## begin

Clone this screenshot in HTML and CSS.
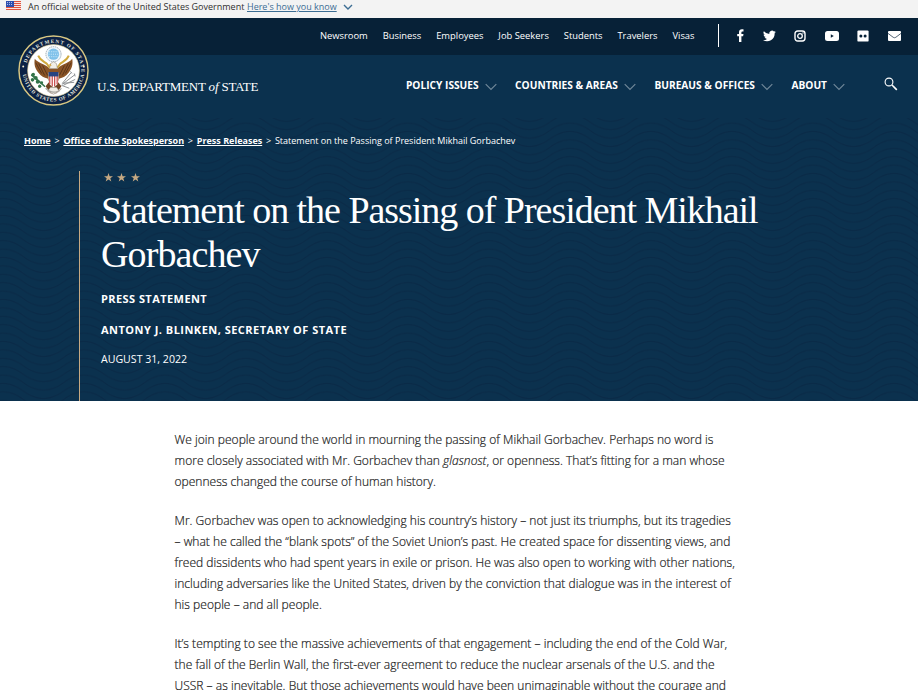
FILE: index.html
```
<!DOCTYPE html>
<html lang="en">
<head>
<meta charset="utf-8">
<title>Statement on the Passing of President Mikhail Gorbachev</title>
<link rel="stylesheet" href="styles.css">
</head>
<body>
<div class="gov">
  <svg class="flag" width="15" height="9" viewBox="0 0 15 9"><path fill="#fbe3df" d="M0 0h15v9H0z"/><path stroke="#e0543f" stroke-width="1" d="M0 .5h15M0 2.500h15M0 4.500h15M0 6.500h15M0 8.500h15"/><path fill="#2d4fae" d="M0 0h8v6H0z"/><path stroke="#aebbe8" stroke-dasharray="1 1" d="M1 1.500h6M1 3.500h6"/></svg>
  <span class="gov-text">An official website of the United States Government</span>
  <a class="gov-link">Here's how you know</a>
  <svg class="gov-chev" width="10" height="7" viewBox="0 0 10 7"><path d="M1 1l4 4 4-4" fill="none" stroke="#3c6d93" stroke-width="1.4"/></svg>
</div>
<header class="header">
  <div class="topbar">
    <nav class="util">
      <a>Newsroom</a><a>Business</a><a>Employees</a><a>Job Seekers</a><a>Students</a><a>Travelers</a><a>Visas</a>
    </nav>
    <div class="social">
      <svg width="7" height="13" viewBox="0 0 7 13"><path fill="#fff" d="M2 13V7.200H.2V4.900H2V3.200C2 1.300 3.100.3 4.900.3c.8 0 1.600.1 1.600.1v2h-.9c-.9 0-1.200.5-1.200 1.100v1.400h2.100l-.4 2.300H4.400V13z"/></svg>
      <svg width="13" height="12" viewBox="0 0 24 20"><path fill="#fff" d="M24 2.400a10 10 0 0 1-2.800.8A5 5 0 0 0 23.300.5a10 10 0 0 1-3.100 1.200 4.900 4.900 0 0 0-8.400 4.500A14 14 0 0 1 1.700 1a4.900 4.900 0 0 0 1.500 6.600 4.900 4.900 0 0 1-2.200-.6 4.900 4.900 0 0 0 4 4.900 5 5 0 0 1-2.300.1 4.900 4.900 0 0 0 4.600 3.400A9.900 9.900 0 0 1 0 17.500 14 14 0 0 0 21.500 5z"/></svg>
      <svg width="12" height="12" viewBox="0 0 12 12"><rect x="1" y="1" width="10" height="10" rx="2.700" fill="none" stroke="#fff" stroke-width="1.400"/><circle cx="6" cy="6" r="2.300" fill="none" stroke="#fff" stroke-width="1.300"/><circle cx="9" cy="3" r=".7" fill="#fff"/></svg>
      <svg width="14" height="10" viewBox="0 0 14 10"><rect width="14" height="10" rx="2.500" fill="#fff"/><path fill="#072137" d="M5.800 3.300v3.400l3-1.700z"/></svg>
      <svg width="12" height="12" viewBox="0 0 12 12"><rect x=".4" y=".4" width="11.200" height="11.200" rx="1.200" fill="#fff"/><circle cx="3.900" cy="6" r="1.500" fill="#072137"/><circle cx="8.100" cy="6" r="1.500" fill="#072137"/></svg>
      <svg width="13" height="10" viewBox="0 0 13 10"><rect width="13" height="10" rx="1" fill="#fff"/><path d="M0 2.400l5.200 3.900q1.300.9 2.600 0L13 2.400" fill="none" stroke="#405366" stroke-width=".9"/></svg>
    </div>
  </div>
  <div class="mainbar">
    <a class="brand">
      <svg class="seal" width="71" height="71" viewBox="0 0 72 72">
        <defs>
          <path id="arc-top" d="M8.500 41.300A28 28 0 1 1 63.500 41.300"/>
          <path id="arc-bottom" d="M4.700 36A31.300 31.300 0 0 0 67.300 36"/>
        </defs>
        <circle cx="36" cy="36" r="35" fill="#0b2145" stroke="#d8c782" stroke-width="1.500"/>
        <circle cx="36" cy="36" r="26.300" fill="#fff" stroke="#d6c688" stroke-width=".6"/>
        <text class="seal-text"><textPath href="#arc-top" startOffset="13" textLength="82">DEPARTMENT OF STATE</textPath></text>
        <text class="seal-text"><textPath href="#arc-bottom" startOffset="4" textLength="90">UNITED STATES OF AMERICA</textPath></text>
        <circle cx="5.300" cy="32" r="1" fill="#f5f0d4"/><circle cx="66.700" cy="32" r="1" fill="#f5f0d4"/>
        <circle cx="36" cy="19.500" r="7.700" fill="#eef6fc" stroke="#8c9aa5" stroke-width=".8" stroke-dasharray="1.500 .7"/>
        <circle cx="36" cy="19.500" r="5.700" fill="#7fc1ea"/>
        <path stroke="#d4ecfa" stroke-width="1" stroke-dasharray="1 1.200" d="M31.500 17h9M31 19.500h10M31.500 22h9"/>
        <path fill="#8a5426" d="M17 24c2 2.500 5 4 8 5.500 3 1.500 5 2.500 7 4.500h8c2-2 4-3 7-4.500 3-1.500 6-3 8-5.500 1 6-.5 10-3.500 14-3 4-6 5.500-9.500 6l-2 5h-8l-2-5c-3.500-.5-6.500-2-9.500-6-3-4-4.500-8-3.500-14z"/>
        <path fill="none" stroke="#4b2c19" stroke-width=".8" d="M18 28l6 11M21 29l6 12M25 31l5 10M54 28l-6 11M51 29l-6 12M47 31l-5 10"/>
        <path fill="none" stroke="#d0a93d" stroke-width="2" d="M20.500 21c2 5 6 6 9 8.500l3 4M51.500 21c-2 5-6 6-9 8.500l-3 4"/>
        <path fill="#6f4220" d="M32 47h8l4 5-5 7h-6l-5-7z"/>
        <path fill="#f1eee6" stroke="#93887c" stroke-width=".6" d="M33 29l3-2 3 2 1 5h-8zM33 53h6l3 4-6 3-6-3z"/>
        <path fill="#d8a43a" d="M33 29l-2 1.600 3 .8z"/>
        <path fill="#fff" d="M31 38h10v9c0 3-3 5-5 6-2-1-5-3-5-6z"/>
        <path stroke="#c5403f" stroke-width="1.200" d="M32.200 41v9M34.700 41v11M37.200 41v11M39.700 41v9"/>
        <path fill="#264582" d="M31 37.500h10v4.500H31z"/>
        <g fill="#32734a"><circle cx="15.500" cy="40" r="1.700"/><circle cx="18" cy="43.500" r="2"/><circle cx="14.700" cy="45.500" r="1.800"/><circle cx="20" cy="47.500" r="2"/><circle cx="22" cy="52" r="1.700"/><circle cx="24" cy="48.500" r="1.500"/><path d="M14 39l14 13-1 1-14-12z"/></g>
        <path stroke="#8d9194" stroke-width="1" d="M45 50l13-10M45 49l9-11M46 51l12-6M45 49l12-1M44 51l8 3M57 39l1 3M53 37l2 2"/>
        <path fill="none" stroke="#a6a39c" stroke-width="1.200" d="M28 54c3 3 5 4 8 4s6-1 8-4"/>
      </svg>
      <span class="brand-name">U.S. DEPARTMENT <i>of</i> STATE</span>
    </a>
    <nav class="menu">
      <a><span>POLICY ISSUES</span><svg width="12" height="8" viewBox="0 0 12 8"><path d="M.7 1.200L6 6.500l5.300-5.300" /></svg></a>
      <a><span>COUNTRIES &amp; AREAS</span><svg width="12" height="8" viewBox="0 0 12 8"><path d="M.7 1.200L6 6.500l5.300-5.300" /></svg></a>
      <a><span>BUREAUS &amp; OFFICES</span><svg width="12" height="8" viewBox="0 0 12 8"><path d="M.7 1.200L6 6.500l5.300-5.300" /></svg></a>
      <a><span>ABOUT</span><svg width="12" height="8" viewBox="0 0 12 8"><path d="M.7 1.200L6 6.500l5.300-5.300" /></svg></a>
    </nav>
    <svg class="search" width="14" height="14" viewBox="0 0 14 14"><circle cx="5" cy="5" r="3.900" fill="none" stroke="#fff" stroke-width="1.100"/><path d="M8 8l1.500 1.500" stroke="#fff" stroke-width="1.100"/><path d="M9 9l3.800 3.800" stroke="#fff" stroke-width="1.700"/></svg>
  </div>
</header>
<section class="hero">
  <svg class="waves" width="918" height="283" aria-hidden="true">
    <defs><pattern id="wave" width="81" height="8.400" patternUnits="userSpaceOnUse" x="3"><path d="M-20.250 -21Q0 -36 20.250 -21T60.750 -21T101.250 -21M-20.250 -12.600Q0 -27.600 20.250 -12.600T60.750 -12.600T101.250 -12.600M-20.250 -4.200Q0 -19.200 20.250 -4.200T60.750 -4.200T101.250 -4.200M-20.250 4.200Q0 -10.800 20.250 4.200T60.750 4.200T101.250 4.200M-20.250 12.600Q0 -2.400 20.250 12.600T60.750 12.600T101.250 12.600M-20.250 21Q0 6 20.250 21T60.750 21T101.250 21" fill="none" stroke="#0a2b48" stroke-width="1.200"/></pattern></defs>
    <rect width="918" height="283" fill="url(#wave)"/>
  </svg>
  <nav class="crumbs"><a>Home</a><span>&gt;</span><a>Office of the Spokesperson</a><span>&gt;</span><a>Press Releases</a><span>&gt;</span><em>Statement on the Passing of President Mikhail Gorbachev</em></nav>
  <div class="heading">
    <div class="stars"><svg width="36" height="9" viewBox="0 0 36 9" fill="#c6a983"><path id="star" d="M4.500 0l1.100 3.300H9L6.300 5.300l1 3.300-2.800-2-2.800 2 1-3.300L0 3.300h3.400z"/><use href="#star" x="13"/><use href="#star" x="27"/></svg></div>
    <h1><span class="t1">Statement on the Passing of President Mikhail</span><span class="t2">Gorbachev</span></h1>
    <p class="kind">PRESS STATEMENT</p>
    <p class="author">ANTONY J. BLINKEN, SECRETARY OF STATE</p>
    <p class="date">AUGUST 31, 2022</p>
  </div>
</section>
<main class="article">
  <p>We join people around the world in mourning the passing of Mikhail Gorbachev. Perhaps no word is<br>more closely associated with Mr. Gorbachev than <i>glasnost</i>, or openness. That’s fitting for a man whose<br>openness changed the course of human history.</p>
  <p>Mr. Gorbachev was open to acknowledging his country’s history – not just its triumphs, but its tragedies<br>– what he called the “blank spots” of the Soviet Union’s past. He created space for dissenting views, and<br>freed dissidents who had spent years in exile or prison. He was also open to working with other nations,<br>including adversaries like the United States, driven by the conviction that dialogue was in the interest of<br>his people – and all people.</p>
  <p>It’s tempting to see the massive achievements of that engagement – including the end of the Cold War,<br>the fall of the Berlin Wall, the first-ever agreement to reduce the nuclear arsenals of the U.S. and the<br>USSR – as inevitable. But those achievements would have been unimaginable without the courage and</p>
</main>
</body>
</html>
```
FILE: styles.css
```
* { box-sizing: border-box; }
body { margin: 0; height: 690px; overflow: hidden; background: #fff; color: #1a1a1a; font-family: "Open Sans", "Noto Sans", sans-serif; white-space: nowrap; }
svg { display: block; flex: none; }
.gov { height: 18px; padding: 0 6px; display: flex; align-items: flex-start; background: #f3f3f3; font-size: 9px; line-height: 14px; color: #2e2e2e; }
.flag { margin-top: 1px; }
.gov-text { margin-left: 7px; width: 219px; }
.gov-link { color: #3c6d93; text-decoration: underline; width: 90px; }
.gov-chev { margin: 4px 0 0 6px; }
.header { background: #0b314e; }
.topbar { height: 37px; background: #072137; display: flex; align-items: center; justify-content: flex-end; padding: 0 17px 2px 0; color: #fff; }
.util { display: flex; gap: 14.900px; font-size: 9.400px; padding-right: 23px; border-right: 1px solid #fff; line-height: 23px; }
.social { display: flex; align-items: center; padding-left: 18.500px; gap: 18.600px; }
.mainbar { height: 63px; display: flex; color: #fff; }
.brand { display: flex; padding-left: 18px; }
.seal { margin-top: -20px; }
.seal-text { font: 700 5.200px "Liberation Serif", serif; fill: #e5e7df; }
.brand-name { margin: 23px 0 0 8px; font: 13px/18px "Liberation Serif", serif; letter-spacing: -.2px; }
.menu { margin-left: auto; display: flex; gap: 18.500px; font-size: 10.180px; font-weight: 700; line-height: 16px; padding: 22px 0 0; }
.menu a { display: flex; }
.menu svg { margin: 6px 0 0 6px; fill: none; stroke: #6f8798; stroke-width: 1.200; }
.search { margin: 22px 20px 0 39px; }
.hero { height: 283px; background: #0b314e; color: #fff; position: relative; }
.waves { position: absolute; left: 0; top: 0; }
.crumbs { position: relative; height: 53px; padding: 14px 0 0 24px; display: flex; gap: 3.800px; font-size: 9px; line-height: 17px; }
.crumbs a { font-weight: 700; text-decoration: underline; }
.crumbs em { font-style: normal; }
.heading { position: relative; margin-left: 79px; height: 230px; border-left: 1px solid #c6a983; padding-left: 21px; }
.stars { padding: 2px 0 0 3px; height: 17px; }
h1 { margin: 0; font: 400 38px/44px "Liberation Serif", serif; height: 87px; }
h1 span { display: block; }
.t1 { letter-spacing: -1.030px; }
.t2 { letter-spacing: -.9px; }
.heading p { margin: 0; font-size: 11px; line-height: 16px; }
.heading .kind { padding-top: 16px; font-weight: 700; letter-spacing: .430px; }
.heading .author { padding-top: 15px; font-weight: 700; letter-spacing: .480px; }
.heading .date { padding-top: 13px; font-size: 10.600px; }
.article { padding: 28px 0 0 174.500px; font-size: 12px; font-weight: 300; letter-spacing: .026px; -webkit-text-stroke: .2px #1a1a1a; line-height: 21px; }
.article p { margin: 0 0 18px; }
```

## end
## begin

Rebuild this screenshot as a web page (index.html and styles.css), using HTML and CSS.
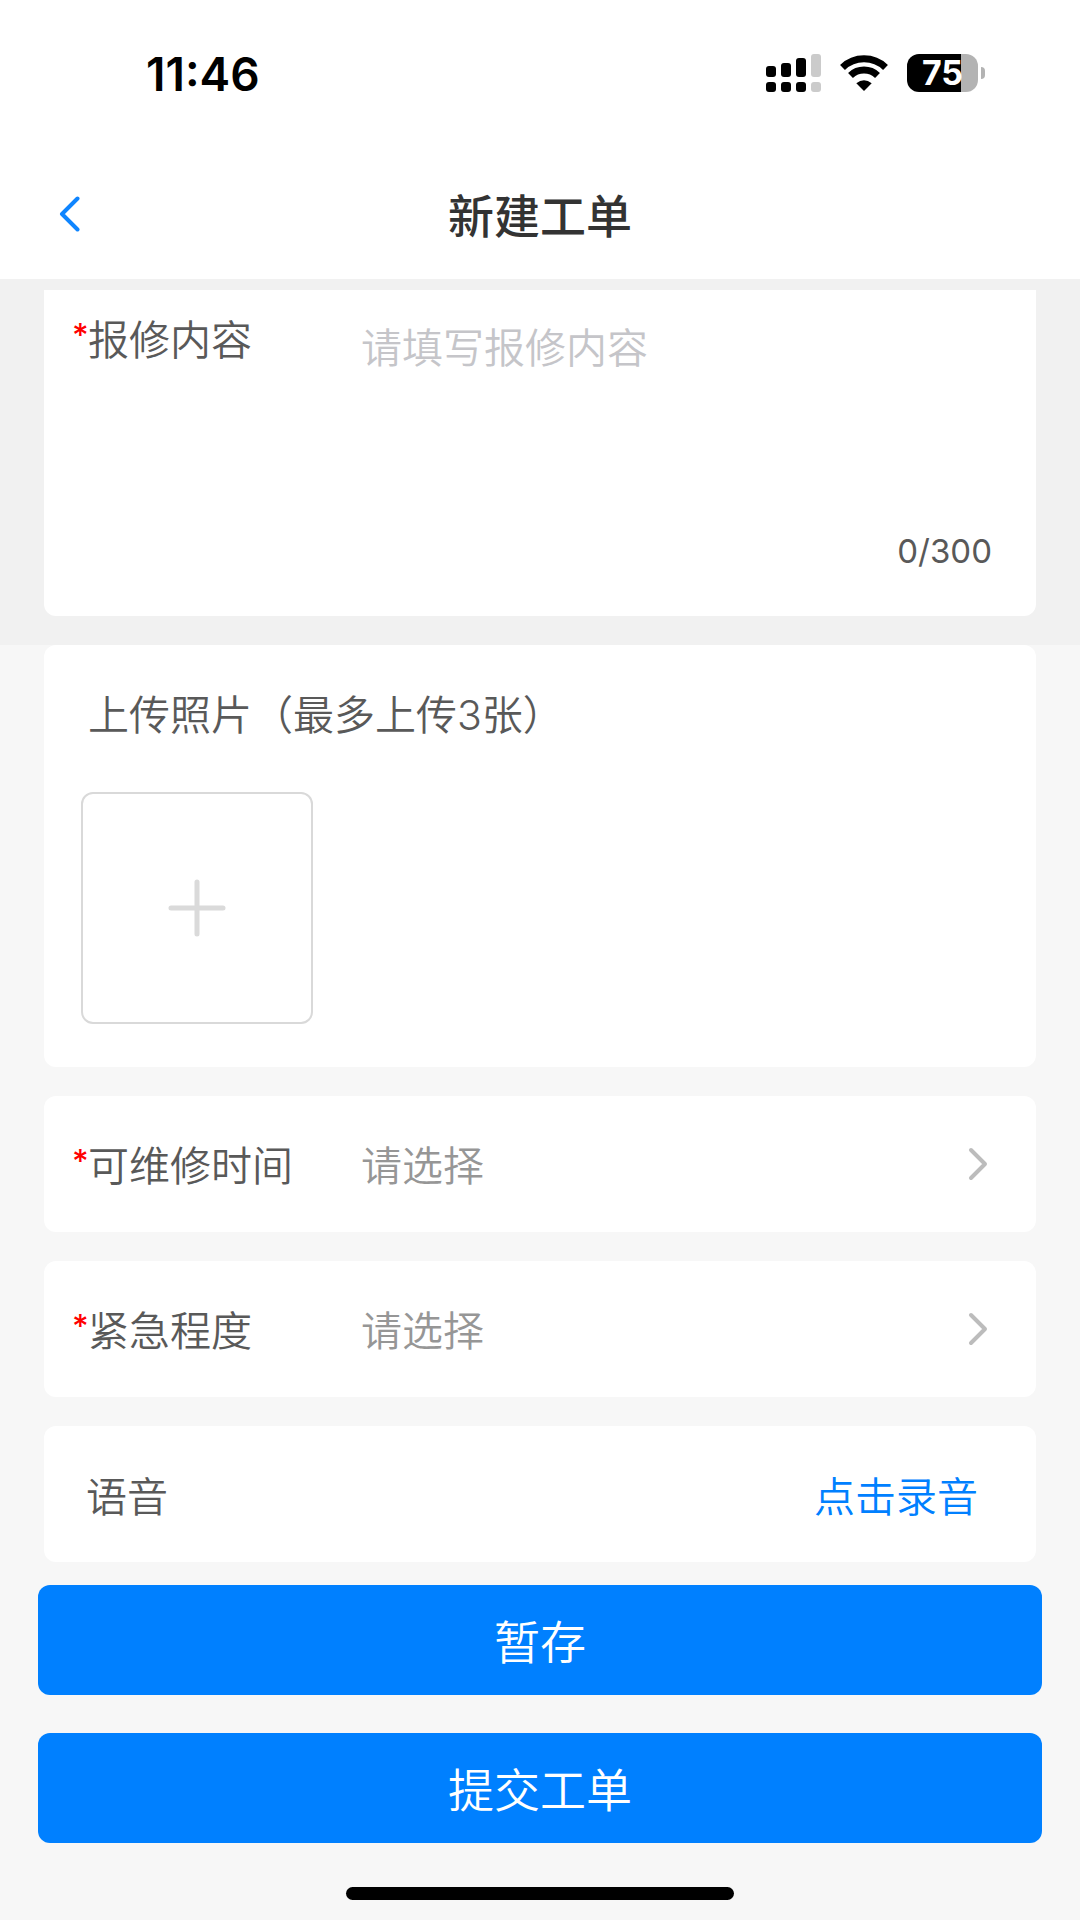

## end

YOUR TASK: Pick out, from the lines above, every one that contains the string "screenshot".

RIGHT ANSWER:
Clone this screenshot in HTML and CSS.
Rebuild this screenshot as a web page (index.html and styles.css), using HTML and CSS.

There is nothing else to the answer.